[Haskell-cafe] Type-Level Programming

Andrew Coppin andrewcoppin at btinternet.com
Sat Jun 26 07:33:14 EDT 2010


Jason Dagit wrote:
>
> On Sat, Jun 26, 2010 at 12:07 AM, Andrew Coppin 
> <andrewcoppin at btinternet.com <mailto:andrewcoppin at btinternet.com>> wrote:
>
>     Out of curiosity, what the hell does "dependently typed" mean anyway?
>
>
> The types can depend on values.  For example, have you ever notice we 
> have families of functions in Haskell like zip, zip3, zip4, ..., and 
> liftM, liftM2, ...?
>
> Each of them has a type that fits into a pattern, mainly the arity 
> increases.  Now imagine if you could pass a natural number to them and 
> have the type change based on that instead of making new versions and 
> incrementing the name.

Right. I see. (I think...)

> Then there are languages like Coq and Agda that support dependent 
> types directly.  There you can return a type from a function instead 
> of a value.

I think I looked at Coq (or was it Epigram?) and found it utterly 
incomprehensible.

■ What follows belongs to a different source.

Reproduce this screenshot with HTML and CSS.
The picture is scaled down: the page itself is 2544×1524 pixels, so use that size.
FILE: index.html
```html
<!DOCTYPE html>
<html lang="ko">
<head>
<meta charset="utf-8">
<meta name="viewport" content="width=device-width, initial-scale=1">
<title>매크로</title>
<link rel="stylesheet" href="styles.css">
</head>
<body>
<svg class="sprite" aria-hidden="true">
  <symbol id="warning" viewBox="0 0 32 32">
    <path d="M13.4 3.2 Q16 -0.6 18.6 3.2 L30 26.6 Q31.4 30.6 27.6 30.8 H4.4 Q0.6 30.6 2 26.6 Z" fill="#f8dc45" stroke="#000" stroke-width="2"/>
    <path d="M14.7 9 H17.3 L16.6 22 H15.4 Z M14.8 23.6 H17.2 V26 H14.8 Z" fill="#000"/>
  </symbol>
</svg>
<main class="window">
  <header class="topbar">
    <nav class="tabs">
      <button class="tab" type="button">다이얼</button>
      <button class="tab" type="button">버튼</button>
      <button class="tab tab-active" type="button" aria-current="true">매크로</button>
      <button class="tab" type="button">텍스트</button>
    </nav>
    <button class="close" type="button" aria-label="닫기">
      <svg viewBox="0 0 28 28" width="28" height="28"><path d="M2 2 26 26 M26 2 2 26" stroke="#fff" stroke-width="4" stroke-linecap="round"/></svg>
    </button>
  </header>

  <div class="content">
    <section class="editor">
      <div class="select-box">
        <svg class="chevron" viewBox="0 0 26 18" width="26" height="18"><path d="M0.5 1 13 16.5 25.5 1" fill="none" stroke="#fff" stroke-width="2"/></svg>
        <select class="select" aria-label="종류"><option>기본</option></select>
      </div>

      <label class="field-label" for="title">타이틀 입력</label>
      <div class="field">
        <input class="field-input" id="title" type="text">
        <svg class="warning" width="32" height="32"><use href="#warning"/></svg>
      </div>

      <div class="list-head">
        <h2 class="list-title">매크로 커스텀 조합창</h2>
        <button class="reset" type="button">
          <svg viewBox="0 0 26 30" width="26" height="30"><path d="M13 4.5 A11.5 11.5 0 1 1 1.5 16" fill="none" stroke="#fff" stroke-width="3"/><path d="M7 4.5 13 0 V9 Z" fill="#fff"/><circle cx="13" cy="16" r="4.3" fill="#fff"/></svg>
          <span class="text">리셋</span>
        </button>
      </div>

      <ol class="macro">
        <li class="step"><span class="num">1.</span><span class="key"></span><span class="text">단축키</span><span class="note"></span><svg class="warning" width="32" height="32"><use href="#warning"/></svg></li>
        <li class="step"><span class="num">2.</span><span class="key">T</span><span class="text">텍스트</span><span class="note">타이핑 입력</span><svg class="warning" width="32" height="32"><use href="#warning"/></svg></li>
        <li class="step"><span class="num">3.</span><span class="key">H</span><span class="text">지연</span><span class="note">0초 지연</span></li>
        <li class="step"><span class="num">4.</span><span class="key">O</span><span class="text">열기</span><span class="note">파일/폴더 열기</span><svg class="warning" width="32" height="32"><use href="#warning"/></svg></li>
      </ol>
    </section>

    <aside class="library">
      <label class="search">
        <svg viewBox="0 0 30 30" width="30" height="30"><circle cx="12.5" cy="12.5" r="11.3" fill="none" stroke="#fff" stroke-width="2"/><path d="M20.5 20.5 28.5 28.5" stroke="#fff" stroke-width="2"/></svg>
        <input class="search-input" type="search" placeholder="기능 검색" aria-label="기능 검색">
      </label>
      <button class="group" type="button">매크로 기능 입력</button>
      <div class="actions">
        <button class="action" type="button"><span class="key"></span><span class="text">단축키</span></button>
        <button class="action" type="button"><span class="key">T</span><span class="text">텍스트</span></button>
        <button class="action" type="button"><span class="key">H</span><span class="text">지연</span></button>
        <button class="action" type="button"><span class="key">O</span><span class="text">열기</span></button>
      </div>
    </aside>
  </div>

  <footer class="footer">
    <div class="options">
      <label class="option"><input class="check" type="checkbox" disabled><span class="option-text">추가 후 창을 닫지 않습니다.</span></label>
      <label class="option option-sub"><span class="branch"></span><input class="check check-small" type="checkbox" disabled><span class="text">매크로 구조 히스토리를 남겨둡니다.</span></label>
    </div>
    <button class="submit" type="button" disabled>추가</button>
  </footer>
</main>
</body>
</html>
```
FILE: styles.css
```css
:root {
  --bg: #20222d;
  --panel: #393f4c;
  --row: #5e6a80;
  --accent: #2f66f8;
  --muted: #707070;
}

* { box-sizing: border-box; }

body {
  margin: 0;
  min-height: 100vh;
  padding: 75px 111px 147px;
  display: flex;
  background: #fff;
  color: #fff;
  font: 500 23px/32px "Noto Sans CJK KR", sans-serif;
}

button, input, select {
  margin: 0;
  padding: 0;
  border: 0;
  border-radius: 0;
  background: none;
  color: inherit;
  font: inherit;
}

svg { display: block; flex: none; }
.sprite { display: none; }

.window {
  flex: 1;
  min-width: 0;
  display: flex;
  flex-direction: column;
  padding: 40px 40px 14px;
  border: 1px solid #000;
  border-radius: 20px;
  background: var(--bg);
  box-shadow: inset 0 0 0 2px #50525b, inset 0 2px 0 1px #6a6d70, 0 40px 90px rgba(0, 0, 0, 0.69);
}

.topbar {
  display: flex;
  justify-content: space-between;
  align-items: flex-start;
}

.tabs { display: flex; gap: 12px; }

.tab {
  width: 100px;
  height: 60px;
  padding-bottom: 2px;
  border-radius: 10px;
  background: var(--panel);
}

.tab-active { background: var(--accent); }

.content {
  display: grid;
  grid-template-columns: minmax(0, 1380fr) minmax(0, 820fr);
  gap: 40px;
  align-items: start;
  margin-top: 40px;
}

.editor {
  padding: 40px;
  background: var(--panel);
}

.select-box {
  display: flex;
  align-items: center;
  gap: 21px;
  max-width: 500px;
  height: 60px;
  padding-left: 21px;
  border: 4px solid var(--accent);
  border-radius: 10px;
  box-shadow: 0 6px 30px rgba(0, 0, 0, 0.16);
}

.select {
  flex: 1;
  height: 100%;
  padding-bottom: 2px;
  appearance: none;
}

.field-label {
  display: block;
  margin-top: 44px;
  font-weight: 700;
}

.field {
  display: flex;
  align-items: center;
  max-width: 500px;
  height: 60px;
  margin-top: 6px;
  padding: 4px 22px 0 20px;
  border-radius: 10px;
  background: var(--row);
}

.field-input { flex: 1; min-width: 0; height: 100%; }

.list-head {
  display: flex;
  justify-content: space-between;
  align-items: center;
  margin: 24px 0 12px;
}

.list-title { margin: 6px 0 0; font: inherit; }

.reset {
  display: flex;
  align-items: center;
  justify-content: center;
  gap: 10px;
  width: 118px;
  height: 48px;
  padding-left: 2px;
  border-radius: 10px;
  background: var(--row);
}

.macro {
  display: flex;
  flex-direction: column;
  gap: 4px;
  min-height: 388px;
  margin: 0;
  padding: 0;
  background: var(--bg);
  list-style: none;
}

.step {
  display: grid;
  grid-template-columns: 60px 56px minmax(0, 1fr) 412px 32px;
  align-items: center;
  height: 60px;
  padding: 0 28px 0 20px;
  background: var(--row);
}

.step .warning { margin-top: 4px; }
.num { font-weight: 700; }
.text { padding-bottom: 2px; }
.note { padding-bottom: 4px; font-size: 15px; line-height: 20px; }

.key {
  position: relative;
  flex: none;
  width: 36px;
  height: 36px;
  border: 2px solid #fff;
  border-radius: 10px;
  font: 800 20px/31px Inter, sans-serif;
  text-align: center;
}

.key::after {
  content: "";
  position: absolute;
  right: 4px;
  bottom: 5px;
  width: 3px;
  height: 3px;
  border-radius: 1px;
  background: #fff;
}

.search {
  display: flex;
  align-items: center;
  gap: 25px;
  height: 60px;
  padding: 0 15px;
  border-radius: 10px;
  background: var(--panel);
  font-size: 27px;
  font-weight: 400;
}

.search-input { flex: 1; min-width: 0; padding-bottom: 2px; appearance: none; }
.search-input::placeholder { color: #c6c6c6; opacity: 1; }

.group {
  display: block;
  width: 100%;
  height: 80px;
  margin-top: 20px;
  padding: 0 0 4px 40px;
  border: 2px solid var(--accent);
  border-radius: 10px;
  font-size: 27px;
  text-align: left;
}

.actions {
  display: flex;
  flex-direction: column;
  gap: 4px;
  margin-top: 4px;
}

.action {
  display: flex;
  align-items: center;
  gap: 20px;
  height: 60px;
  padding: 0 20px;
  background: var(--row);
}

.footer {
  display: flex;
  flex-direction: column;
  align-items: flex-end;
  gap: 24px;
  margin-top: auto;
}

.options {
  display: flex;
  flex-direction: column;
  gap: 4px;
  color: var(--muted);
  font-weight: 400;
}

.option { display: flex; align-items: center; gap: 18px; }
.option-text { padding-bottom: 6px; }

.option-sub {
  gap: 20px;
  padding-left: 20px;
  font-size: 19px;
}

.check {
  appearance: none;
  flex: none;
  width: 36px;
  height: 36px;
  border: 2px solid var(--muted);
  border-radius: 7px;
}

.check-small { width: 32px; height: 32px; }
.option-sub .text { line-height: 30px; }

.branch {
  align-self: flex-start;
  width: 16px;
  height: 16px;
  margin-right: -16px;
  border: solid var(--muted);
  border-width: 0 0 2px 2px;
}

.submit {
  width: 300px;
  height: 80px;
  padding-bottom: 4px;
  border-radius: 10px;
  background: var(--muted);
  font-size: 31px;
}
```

Whoever wrote the document I was reading was obviously 
very comfortable with advanced mathematical abstractions which I've 
never even heard of. It's a bit like trying to learn Prolog from 
somebody who thinks that the difference between first-order and 
second-order logic is somehow "common knowledge". (FWIW, I have 
absolutely no clue what that difference is. But if you show me a few 
Prolog examples, I get the gist of what it does and why that's useful.)